Author(s): Jacqueline Yallop
Imagine "The Secret Scripture" crossed with "The Reader": in this shattering novel set in Nazi-occupied France, Jacqueline Yallop has spun a story of collaboration, betrayal, illicit love, faith and aching desire. In a convent in rural France, three ageing nuns remain. Cloistered within her failing faith and her failing body, Sister Bernard navigates each day by the simple markers domesticity; but when the convent is threatened with closure the soft threads of piety and daily existence unravel. What lies beneath are Sister Bernard's terrible memories of wartime disgrace; of a German soldiers' bet turning lust into a love that deafened the heavens, of the full horror of both war and motherhood, and of a furious God who begun to sulk. Obedience is the story of a woman in a spinning world, and her attempts to keep her bearings. It draws its power from the grey spaces between guilt and innocence, the power of memory and how the aching need to love, and be loved, can cause good people to do terrible things.
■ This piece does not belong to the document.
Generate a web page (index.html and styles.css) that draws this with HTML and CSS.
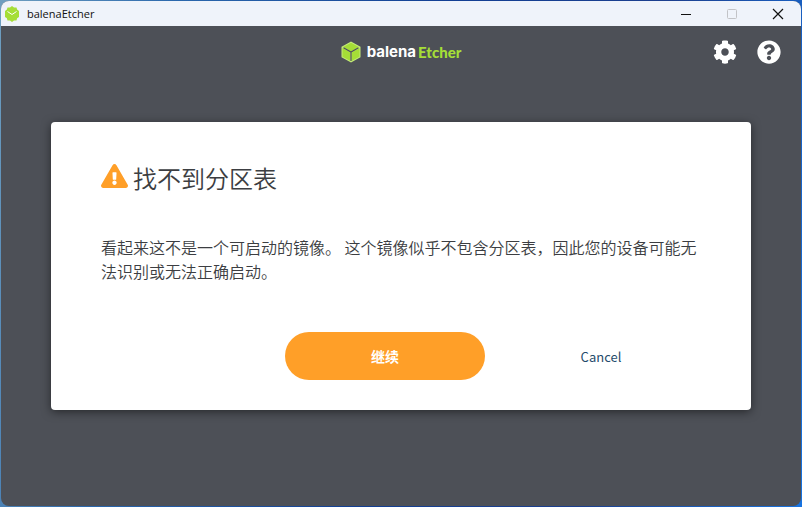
FILE: index.html
```html
<!DOCTYPE html>
<html lang="zh-CN">
<head>
<meta charset="utf-8">
<title>balenaEtcher</title>
<link rel="stylesheet" href="styles.css">
</head>
<body>
<div class="window">
  <header class="titlebar">
    <svg class="app-icon" viewBox="0 0 14 16" aria-hidden="true">
      <path d="M7 0l2 1.500 2.500.1.600 2L14 5v6l-1.900 1.300-.6 2.100-2.500.1L7 16l-2-1.500-2.500-.1-.6-2.100L0 11V5l1.900-1.400.6-2L5 1.500z" fill="#a5de37"/>
      <path d="M2.500 5.500L7 8.500l4.500-3" fill="none" stroke="#fff"/>
    </svg>
    <span class="titlebar-name">balenaEtcher</span>
    <div class="window-controls">
      <button type="button" aria-label="Minimize"><svg viewBox="0 0 12 12"><path d="M1 6.500h10" stroke="#111"/></svg></button>
      <button type="button" aria-label="Maximize" disabled><svg viewBox="0 0 12 12"><rect x="1.500" y="1.500" width="9" height="9" rx="1" fill="none" stroke="#c2c3c7"/></svg></button>
      <button type="button" aria-label="Close"><svg viewBox="0 0 12 12"><path d="M1 1l10 10M11 1L1 11" stroke="#111" stroke-width="1.200"/></svg></button>
    </div>
  </header>
  <div class="toolbar">
    <a class="brand" href="#">
      <svg class="brand-cube" viewBox="0 0 20 22" aria-hidden="true">
        <path d="M10 .5l9.500 5.200v10.600L10 21.500.5 16.300V5.700z" fill="#c5eb79"/>
        <path d="M10 1.800l7.800 4.300L10 10.500 2.200 6.100z" fill="#a5de37"/>
        <path d="M1.500 7l7.900 4.500v8.600l-7.900-4.400zM18.500 7l-7.900 4.500v8.600l7.900-4.400z" fill="#a5de37"/>
        <path d="M2.500 6.800l7.500 4.300 7.500-4.300M10 11.100v8.900" fill="none" stroke="#4d5057" stroke-width="1.200"/>
      </svg>
      <span class="brand-name">balena</span><span class="brand-product">Etcher</span>
    </a>
    <div class="toolbar-actions">
      <button type="button" aria-label="Settings">
        <svg viewBox="0 0 512 512"><path fill="#fff" d="M487.400 315.700l-42.600-24.600c4.300-23.200 4.300-47 0-70.200l42.600-24.600c4.900-2.800 7.100-8.600 5.500-14-11.100-35.600-30-67.800-54.700-94.600-3.800-4.100-10-5.100-14.800-2.300L380.800 110c-17.900-15.400-38.500-27.300-60.800-35.100V25.800c0-5.600-3.900-10.500-9.400-11.700-36.700-8.200-74.300-7.800-109.200 0-5.500 1.200-9.400 6.100-9.400 11.700V75c-22.200 7.900-42.800 19.800-60.800 35.100L88.700 85.500c-4.900-2.800-11-1.900-14.800 2.300-24.700 26.700-43.600 58.900-54.700 94.600-1.700 5.400.6 11.200 5.500 14L67.300 221c-4.300 23.200-4.300 47 0 70.200l-42.600 24.600c-4.900 2.800-7.100 8.600-5.500 14 11.100 35.600 30 67.800 54.700 94.600 3.800 4.100 10 5.100 14.800 2.300l42.600-24.600c17.900 15.400 38.500 27.300 60.800 35.100v49.200c0 5.600 3.900 10.500 9.400 11.700 36.700 8.200 74.300 7.800 109.200 0 5.500-1.200 9.400-6.100 9.400-11.700v-49.200c22.200-7.900 42.800-19.800 60.800-35.100l42.600 24.600c4.900 2.800 11 1.900 14.800-2.300 24.700-26.700 43.600-58.900 54.700-94.600 1.500-5.500-.7-11.300-5.600-14.100zM256 336c-44.100 0-80-35.900-80-80s35.900-80 80-80 80 35.900 80 80-35.900 80-80 80z"/></svg>
      </button>
      <button type="button" aria-label="Help">
        <svg viewBox="0 0 512 512"><path fill="#fff" d="M504 256c0 137-111 248-248 248S8 393 8 256C8 119.100 119 8 256 8s248 111.100 248 248zM262.700 90c-54.500 0-89.300 23-116.500 63.800-3.500 5.300-2.400 12.400 2.700 16.300l34.700 26.300c5.200 3.900 12.600 3 16.700-2.100 17.900-22.700 30.100-35.800 57.300-35.800 20.400 0 45.700 13.100 45.700 33 0 15-12.400 22.700-32.500 34C247.100 238.500 216 254.900 216 296v4c0 6.600 5.400 12 12 12h56c6.600 0 12-5.400 12-12v-1.300c0-28.500 83.200-29.600 83.200-106.700 0-58-60.200-102-116.500-102zM256 338c-25.400 0-46 20.600-46 46s20.600 46 46 46 46-20.600 46-46-20.600-46-46-46z"/></svg>
      </button>
    </div>
  </div>
  <main class="stage">
    <section class="dialog" role="alertdialog" aria-labelledby="dialog-title" aria-describedby="dialog-text">
      <h1 class="dialog-title">
        <svg viewBox="0 0 576 512" aria-hidden="true"><path fill="#ff9f28" d="M569.500 440c18.500 32-4.700 72-41.500 72H48c-36.900 0-60-40.100-41.600-72L246.400 24c18.500-32 64.700-32 83.200 0l239.900 416zM288 354c-25.400 0-46 20.600-46 46s20.600 46 46 46 46-20.600 46-46-20.600-46-46-46zm-43.700-165.300l7.400 136c.4 6.400 5.600 11.300 12 11.300h48.500c6.400 0 11.600-5 12-11.300l7.400-136c.4-6.900-5.100-12.700-12-12.700h-63.400c-6.900 0-12.300 5.800-11.900 12.700z"/></svg>
        <span id="dialog-title">找不到分区表</span>
      </h1>
      <p class="dialog-text" id="dialog-text">看起来这不是一个可启动的镜像。 这个镜像似乎不包含分区表，因此您的设备可能无法识别或无法正确启动。</p>
      <div class="dialog-actions">
        <button type="button" class="button button-warning">继续</button>
        <button type="button" class="button button-plain">Cancel</button>
      </div>
    </section>
  </main>
</div>
</body>
</html>
```
FILE: styles.css
```css
* {
  box-sizing: border-box;
}

body {
  margin: 0;
  min-height: 100vh;
  padding: 1px;
  display: flex;
  background: linear-gradient(100deg, #6f9fc0 0%, #2a67ac 20%, #123f94 50%, #1c3f8e 75%, #1773e0 100%);
  font-family: "Noto Sans CJK SC", sans-serif;
  color: #3c3e42;
}

button {
  padding: 0;
  border: 0;
  background: none;
  font-family: inherit;
  cursor: pointer;
}

.window {
  flex: 1;
  display: flex;
  flex-direction: column;
  border-radius: 8px;
  overflow: hidden;
  background: #4d5057;
}

.titlebar {
  display: flex;
  align-items: center;
  height: 25px;
  padding-left: 4px;
  background: #eff3fa;
}

.app-icon {
  width: 14px;
  height: 16px;
}

.titlebar-name {
  margin-left: 8px;
  font: 11px/16px "Open Sans", "Noto Sans", sans-serif;
  color: #111;
}

.window-controls {
  display: flex;
  margin-left: auto;
}

.window-controls button {
  width: 46px;
  height: 25px;
}

.window-controls svg {
  display: block;
  width: 12px;
  height: 12px;
  margin: 0 auto;
}

.toolbar {
  display: grid;
  grid-template-columns: 1fr auto 1fr;
  align-items: center;
  height: 52px;
  padding: 0 20px;
}

.brand {
  grid-column: 2;
  display: flex;
  align-items: center;
  text-decoration: none;
  font: 700 15px/20px Inter, sans-serif;
  color: #fff;
}

.brand-cube {
  width: 20px;
  height: 22px;
  margin-right: 6px;
}

.brand-product {
  margin-left: 2px;
  font-family: Lato, sans-serif;
  font-weight: 900;
  color: #a5de37;
}

.toolbar-actions {
  display: flex;
  justify-content: flex-end;
  gap: 20px;
}

.toolbar-actions svg {
  display: block;
  width: 24px;
  height: 24px;
}

.stage {
  flex: 1;
  padding: 44px 50px;
}

.dialog {
  padding: 36px 50px 30px;
  border-radius: 4px;
  background: #fff;
  box-shadow: 0 2px 10px rgba(0, 0, 0, 0.5);
}

.dialog-title {
  display: flex;
  align-items: center;
  gap: 5px;
  margin: 0;
  font-size: 24px;
  line-height: 40px;
  font-weight: 350;
}

.dialog-title svg {
  width: 27px;
  height: 24px;
  margin-bottom: 4px;
}

.dialog-text {
  margin: 37px 0 49px;
  font-size: 16px;
  line-height: 24px;
  font-weight: 350;
}

.dialog-actions {
  display: flex;
  justify-content: flex-end;
  gap: 16px;
}

.button {
  width: 200px;
  height: 48px;
  border-radius: 24px;
  font-size: 14px;
}

.button-warning {
  background: #ff9f28;
  color: #fff;
  font-weight: 700;
}

.button-plain {
  color: #1f4c6b;
  font-size: 13px;
  font-weight: 400;
}
```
It is suitable for admirers of Bernard Schlink's "The Reader", "The Secret Scripture" by Sebastian Barry, "Snowdrops" by A.D.Miller and the novels of Penelope Fitzgerald.
Jacqueline Yallop read English at Oxford and did her PhD in nineteenth century literature at Sheffield University. She has worked as the Curator for the John Ruskin Museum in Sheffield and writes on the Victorians. She is the author of the non-fiction work Magpies, Squirrels and Thieves and the novel Kissing Alice. She currently lives in France.